47 Glencairn Avenue
Toronto, February 2, 1958

Dear Mr Pitt:

I have had a letter from Cal, who tells me that you have kindly consented to undertake the editing of the proposed book of Newfoundland poems, and has asked me to send my list of selections which you may alter as you please. I am enclosing my list with this letter, and am sending in addition a copy of Magic in Everything, and a few hitherto unpublished poems.

In regard to a title for the book, I would like to suggest 'Here the tides flow' – the first line of the poem Newfoundland which might be the opening section. A sub-title could be added – 'Poems of Newfoundland by E.J. Pratt,' and I would like the book dedicated to my fellow-Newfoundlanders.

Since Brébeuf and His Brethren is much too long to be printed in its entirety, I am enclosing a list of parts which should form a collected whole, and which I should like as the final poem in the book.

If there is any other assistance which I can offer you, please let me know.

With kindest regards
and best wishes,
Sincerely yours,
E.J. Pratt


Newfoundland poems
In December 1957, Senator Calvert Pratt heard David G. Pitt's contribution to 'Profile of a Canadian Poet' – the CBC's 'radio birthday party' on the occasion of Pratt's putative seventy-fifth (actually his seventy-sixth) birthday.
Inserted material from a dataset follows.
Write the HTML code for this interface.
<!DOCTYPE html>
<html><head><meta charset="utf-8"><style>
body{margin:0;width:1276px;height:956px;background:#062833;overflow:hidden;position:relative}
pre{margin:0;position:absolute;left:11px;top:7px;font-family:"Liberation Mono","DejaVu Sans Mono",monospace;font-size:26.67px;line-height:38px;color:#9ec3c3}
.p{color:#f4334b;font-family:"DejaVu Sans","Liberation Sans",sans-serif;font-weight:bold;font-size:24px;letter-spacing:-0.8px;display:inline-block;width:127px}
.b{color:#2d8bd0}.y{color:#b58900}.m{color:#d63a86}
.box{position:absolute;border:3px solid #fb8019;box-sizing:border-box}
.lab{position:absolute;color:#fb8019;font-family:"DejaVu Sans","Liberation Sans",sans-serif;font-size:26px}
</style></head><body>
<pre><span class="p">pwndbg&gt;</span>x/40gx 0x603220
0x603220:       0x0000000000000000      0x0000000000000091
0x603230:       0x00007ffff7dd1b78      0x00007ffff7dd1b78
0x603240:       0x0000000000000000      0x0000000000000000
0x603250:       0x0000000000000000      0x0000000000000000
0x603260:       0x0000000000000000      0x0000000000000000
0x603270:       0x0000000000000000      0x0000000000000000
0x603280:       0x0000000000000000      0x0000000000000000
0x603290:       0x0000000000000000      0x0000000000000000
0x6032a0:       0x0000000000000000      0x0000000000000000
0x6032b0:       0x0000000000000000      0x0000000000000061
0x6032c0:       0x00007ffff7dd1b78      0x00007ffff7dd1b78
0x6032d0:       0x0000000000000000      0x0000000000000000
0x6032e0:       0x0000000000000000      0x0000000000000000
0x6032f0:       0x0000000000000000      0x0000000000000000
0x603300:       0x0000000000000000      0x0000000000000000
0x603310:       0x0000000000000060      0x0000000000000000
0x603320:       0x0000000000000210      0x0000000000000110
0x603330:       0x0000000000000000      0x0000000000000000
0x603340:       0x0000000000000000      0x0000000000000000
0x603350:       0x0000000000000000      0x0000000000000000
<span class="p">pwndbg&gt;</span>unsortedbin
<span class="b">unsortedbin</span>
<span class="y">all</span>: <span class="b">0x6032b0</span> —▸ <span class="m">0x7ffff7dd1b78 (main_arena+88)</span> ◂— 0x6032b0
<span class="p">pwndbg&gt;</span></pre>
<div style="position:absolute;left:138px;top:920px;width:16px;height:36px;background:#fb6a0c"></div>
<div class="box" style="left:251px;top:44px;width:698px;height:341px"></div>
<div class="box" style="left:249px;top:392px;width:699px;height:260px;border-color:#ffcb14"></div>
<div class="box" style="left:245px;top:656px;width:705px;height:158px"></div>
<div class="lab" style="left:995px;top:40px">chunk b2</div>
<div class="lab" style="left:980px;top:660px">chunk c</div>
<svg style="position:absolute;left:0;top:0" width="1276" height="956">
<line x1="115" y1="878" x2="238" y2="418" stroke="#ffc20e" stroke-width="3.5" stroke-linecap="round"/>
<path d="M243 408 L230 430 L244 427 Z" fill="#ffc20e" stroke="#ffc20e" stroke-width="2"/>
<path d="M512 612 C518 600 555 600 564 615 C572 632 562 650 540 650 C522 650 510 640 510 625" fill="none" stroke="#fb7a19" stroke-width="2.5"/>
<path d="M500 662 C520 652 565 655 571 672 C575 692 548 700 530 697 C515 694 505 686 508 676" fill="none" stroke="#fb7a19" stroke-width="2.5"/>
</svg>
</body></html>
He suggested that Pitt edit a selection of his brother's poems chosen mainly for Newfoundland readers, particularly students, and shortly thereafter proposed such a volume to John Gray of Macmillan of Canada. Gray, viewing the proposal favourably, asked Pitt to edit the book.

my list
Pratt's list included most of the poems which by then were already in Pitt's tentative table of contents. See the letter to David Pitt, 18 February 1958.

Magic in Everything
The copy sent to Pitt was in the form of a Christmas card used by Macmillan of Canada on the occasion of its fiftieth anniversary, December 1955. (See the note to 'Magic in everything' in the letter to Claire Pratt, 15 January 1953.)

unpublished poems
'The Unromantic Moon,' 'Mother and Child,' and 'Newfoundland Calling.' Only the last was included in Here the Tides Flow.

my fellow-Newfoundlanders
On the advice of John Gray, neither the suggested sub-title nor the dedication was used in the book.